The experience gained in gathering the images on these pages has been the stuff of dreams: leaning on the rail sipping hot coffee on a cold winter night as Cuyahoga chums through the Lake Erie ice; steaming through a thick Lake Superior fog on a damp September midnight as the plaintive call of Saginaw's fog whistle bellows through the dark; sailing past the Superior grave of the Edmund Fitzgerald and getting chills as veteran mariners on the bridge speak in hushed tones of that unforgettable night; sailing proudly into Milwaukee aboard the St. Marys Challenger on a rainy November evening and standing out on the deck as the century-old steamer carefully inches past the old C and NW Kinnickinnic River swing-bridge; probing the oily innards of a Vickers-Skinner Unaflow steam engine with James Norris Chief engineer Martin Desaulniers ... hours spent in wheelhouses, in engine rooms and galleys; nights in wood-paneled staterooms ... a week sampling the wares of Saginaw cook Randy Landry, purveyor of arguably the finest fare on the Lakes.

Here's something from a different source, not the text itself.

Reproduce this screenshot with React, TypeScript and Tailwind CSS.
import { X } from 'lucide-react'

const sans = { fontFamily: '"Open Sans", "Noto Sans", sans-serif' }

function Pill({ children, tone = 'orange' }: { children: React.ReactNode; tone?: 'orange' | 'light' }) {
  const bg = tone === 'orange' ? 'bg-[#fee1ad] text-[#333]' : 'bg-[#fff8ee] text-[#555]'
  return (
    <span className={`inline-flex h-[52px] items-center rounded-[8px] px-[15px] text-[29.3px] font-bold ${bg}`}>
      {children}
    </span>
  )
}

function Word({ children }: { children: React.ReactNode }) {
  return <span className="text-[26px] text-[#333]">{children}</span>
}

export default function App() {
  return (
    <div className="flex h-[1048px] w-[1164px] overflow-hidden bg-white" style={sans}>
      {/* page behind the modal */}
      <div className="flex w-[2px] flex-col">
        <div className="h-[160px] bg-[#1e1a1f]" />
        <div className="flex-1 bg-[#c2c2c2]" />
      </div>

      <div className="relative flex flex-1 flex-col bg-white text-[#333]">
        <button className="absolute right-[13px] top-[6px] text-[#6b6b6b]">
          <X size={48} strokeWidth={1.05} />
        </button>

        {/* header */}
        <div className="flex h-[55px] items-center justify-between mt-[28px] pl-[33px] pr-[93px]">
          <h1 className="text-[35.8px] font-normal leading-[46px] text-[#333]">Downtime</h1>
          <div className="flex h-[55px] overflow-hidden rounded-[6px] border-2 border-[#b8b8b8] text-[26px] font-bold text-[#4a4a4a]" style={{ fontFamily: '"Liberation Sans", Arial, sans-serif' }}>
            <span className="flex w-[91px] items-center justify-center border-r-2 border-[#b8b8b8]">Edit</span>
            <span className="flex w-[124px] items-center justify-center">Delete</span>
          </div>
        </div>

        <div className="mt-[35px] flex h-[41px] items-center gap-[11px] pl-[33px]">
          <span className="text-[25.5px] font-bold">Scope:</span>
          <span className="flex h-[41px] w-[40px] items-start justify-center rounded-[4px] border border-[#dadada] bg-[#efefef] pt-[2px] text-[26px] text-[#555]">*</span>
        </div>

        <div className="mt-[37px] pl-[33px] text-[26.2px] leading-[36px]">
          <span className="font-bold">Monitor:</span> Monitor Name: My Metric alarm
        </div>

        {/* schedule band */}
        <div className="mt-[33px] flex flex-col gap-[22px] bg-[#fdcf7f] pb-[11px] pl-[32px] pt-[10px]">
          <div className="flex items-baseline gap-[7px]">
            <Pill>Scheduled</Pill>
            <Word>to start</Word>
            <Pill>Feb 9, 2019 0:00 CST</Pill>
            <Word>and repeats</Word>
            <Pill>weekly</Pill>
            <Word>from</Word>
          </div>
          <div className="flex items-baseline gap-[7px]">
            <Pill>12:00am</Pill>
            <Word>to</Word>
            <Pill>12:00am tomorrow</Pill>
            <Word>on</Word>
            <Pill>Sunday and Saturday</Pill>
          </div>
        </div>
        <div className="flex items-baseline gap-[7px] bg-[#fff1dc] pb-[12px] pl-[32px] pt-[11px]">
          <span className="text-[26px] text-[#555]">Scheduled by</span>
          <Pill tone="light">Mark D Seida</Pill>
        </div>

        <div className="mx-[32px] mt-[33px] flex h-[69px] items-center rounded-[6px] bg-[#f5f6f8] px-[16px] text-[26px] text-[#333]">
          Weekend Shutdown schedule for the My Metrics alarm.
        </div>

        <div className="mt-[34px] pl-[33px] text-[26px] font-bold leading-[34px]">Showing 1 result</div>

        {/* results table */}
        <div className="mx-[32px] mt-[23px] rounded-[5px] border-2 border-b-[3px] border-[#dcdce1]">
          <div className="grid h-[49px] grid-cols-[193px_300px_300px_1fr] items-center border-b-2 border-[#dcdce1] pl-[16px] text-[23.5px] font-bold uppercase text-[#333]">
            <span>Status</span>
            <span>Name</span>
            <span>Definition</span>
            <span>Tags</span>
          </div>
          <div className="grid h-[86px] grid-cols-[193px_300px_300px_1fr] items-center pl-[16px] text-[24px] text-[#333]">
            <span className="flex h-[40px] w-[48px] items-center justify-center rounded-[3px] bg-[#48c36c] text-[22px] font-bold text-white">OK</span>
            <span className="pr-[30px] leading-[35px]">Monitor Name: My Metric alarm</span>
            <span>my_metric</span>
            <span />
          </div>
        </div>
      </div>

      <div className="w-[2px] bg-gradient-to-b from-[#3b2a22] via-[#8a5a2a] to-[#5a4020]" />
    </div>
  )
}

None of this would have been possible without the invaluable assistance of a number of people. I am deeply indebted to Scott Bravener of Lower Lakes Towing, John Greenway and Cathy Hoadley of Seaway Maritime Transport, Edward Hogan and Aaron Bensinger of Hannah Marine; to captains James R. Scott, Hugh Pink, Ed Dewling, George Herdina, Ken Lichtle, Jim Hornblower, and the hard-working, hospitable crews of ships that have welcomed me aboard.
These pages are enriched by the contributions of friends and talented photographers who have generously shared their work: Michael Valentine, Jeff Mast, Mike Harting, Jim Koglin and Brad Jolliffe, who accompanied me, not only on that initial visit aboard the Cuyahoga, but on a number of subsequent voyages.
If not for the encouragement and support of my wife and best friend, Maureen, this work would be little more than a dream.